◆ REQUIRED WORK: The answer is one number: how many lines in the data below hold "with".

start SUPPLIED ENTRIES

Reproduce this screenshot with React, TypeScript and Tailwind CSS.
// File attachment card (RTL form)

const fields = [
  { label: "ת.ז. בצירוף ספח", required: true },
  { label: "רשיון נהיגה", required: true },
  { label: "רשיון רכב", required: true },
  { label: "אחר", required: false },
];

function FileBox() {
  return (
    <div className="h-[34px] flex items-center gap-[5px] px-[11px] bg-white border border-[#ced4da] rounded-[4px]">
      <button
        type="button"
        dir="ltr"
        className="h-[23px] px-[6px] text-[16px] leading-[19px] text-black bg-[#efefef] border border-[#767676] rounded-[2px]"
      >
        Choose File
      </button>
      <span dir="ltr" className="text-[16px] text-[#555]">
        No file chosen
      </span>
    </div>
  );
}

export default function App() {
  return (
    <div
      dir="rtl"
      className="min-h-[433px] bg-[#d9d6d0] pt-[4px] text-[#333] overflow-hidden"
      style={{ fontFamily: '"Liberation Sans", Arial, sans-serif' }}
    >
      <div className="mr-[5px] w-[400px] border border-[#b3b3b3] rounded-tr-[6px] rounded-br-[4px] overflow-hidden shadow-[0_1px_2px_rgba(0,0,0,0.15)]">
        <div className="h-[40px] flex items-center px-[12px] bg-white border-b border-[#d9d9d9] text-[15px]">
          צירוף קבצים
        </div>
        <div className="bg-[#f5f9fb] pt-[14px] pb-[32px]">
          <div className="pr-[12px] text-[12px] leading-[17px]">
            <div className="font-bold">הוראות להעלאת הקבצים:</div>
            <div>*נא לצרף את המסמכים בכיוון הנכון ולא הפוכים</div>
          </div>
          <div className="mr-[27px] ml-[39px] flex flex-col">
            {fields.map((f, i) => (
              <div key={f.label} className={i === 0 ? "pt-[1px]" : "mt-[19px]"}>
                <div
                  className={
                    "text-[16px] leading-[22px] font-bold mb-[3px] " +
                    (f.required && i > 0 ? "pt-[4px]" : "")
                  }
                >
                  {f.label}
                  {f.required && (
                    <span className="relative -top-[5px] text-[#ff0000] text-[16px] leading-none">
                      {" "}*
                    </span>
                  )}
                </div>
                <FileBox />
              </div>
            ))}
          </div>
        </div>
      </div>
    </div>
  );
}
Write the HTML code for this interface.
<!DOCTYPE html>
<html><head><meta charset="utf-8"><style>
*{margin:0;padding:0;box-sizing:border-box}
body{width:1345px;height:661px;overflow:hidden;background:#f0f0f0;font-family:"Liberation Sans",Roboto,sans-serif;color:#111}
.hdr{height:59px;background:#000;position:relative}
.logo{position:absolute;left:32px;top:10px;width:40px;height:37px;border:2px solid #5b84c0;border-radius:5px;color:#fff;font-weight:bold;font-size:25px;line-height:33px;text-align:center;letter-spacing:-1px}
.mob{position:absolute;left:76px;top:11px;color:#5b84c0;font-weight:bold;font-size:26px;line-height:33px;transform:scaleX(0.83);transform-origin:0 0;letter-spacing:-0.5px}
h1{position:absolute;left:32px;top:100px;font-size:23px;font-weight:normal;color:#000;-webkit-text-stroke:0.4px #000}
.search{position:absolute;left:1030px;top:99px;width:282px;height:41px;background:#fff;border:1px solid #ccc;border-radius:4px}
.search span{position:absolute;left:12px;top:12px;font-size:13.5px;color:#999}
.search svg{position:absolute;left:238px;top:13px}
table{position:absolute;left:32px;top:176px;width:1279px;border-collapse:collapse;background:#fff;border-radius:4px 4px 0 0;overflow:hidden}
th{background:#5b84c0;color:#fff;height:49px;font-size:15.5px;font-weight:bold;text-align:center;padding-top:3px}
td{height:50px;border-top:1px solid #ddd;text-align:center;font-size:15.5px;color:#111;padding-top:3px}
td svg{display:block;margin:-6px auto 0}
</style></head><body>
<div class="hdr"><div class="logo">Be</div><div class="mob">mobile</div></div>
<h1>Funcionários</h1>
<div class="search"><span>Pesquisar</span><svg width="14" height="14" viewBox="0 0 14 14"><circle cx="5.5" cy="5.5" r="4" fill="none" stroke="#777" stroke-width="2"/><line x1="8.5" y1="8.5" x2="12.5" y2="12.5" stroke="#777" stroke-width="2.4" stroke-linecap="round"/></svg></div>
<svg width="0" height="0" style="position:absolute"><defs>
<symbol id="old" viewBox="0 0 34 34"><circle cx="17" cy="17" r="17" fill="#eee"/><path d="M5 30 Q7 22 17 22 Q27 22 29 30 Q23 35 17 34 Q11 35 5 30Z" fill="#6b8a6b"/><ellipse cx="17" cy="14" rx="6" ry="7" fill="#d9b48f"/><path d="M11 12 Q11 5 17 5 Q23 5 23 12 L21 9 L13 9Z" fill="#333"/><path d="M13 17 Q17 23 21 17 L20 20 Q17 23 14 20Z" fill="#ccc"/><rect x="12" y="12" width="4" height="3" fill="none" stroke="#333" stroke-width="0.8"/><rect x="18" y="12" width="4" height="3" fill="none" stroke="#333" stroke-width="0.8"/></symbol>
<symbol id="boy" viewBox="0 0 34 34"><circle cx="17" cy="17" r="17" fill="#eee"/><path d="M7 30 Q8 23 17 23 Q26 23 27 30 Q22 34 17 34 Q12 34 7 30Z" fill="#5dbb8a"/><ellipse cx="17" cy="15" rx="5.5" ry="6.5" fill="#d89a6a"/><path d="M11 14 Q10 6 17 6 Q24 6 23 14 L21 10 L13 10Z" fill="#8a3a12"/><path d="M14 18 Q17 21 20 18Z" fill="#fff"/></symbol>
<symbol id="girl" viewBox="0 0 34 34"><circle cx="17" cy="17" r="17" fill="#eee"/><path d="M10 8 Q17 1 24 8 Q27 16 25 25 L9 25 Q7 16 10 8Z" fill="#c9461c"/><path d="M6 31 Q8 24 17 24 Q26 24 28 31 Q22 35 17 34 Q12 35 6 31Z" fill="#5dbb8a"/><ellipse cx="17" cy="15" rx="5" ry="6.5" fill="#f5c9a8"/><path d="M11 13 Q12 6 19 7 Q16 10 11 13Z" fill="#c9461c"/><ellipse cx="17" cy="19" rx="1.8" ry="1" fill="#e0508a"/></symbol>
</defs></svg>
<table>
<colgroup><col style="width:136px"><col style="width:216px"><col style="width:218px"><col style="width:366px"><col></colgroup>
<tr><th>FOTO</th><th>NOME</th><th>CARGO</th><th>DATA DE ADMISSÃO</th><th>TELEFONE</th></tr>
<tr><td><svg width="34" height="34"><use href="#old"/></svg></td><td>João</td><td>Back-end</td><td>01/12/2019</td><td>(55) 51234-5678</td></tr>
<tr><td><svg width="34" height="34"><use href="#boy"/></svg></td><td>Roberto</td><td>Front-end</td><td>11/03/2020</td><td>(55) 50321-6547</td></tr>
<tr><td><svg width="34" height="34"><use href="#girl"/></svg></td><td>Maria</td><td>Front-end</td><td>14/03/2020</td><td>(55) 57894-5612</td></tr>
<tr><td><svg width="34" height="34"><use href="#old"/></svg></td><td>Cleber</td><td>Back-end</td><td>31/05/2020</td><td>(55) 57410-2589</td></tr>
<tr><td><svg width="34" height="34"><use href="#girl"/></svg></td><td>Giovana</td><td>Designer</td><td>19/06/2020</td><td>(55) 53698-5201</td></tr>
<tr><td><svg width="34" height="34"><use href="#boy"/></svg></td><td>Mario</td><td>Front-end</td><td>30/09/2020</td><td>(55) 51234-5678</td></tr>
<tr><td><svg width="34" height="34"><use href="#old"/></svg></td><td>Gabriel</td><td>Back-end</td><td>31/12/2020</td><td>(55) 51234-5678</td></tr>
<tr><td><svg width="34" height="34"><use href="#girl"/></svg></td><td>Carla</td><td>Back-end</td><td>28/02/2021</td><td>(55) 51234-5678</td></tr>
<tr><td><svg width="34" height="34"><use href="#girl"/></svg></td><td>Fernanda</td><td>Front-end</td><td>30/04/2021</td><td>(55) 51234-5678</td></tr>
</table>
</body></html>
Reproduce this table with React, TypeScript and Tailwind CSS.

end SUPPLIED ENTRIES

◆ WRITTEN ANSWER: 2